PROMPT - Copy everything in the listing below word for word, apart from any images.

━━━ DATA

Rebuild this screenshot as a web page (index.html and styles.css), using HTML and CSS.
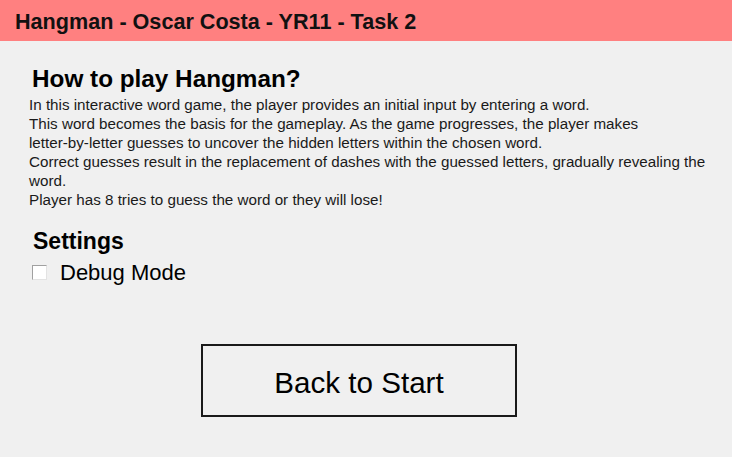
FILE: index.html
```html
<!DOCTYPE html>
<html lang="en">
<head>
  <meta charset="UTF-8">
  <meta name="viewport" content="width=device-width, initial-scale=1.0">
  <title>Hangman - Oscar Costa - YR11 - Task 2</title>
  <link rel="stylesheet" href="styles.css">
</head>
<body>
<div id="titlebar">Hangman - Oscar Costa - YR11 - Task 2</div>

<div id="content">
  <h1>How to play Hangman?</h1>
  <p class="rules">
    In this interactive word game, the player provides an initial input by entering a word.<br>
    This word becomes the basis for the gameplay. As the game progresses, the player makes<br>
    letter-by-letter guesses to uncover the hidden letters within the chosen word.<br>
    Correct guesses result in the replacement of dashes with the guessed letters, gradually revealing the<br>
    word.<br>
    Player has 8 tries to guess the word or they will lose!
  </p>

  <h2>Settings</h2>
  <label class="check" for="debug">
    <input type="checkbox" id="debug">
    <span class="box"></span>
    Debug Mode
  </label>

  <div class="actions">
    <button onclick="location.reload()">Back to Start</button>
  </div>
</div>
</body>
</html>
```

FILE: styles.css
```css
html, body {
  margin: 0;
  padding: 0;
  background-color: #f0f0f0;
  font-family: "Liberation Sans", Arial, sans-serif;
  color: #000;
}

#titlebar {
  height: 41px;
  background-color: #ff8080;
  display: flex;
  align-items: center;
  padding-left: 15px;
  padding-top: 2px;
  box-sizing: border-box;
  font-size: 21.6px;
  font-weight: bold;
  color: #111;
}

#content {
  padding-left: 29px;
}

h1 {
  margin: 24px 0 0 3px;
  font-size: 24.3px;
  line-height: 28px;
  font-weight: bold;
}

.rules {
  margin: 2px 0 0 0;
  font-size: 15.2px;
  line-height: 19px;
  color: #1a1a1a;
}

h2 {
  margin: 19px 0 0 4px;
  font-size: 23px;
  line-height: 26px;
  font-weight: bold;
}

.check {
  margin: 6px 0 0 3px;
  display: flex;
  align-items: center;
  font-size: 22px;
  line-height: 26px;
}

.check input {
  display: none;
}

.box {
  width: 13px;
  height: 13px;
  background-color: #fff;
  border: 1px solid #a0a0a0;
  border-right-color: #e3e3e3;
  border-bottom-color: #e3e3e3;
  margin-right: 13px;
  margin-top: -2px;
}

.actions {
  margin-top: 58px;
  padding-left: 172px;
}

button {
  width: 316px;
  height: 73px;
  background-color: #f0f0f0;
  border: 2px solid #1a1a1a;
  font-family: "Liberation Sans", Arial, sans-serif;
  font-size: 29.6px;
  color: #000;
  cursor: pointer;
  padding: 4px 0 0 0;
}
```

━━━━━━

RESPONSE -
Rebuild this screenshot as a web page (index.html and styles.css), using HTML and CSS.
FILE: index.html
```html
<!DOCTYPE html>
<html lang="en">
<head>
  <meta charset="UTF-8">
  <meta name="viewport" content="width=device-width, initial-scale=1.0">
  <title>Hangman - Oscar Costa - YR11 - Task 2</title>
  <link rel="stylesheet" href="styles.css">
</head>
<body>
<div id="titlebar">Hangman - Oscar Costa - YR11 - Task 2</div>

<div id="content">
  <h1>How to play Hangman?</h1>
  <p class="rules">
    In this interactive word game, the player provides an initial input by entering a word.<br>
    This word becomes the basis for the gameplay. As the game progresses, the player makes<br>
    letter-by-letter guesses to uncover the hidden letters within the chosen word.<br>
    Correct guesses result in the replacement of dashes with the guessed letters, gradually revealing the<br>
    word.<br>
    Player has 8 tries to guess the word or they will lose!
  </p>

  <h2>Settings</h2>
  <label class="check" for="debug">
    <input type="checkbox" id="debug">
    <span class="box"></span>
    Debug Mode
  </label>

  <div class="actions">
    <button onclick="location.reload()">Back to Start</button>
  </div>
</div>
</body>
</html>
```

FILE: styles.css
```css
html, body {
  margin: 0;
  padding: 0;
  background-color: #f0f0f0;
  font-family: "Liberation Sans", Arial, sans-serif;
  color: #000;
}

#titlebar {
  height: 41px;
  background-color: #ff8080;
  display: flex;
  align-items: center;
  padding-left: 15px;
  padding-top: 2px;
  box-sizing: border-box;
  font-size: 21.6px;
  font-weight: bold;
  color: #111;
}

#content {
  padding-left: 29px;
}

h1 {
  margin: 24px 0 0 3px;
  font-size: 24.3px;
  line-height: 28px;
  font-weight: bold;
}

.rules {
  margin: 2px 0 0 0;
  font-size: 15.2px;
  line-height: 19px;
  color: #1a1a1a;
}

h2 {
  margin: 19px 0 0 4px;
  font-size: 23px;
  line-height: 26px;
  font-weight: bold;
}

.check {
  margin: 6px 0 0 3px;
  display: flex;
  align-items: center;
  font-size: 22px;
  line-height: 26px;
}

.check input {
  display: none;
}

.box {
  width: 13px;
  height: 13px;
  background-color: #fff;
  border: 1px solid #a0a0a0;
  border-right-color: #e3e3e3;
  border-bottom-color: #e3e3e3;
  margin-right: 13px;
  margin-top: -2px;
}

.actions {
  margin-top: 58px;
  padding-left: 172px;
}

button {
  width: 316px;
  height: 73px;
  background-color: #f0f0f0;
  border: 2px solid #1a1a1a;
  font-family: "Liberation Sans", Arial, sans-serif;
  font-size: 29.6px;
  color: #000;
  cursor: pointer;
  padding: 4px 0 0 0;
}
```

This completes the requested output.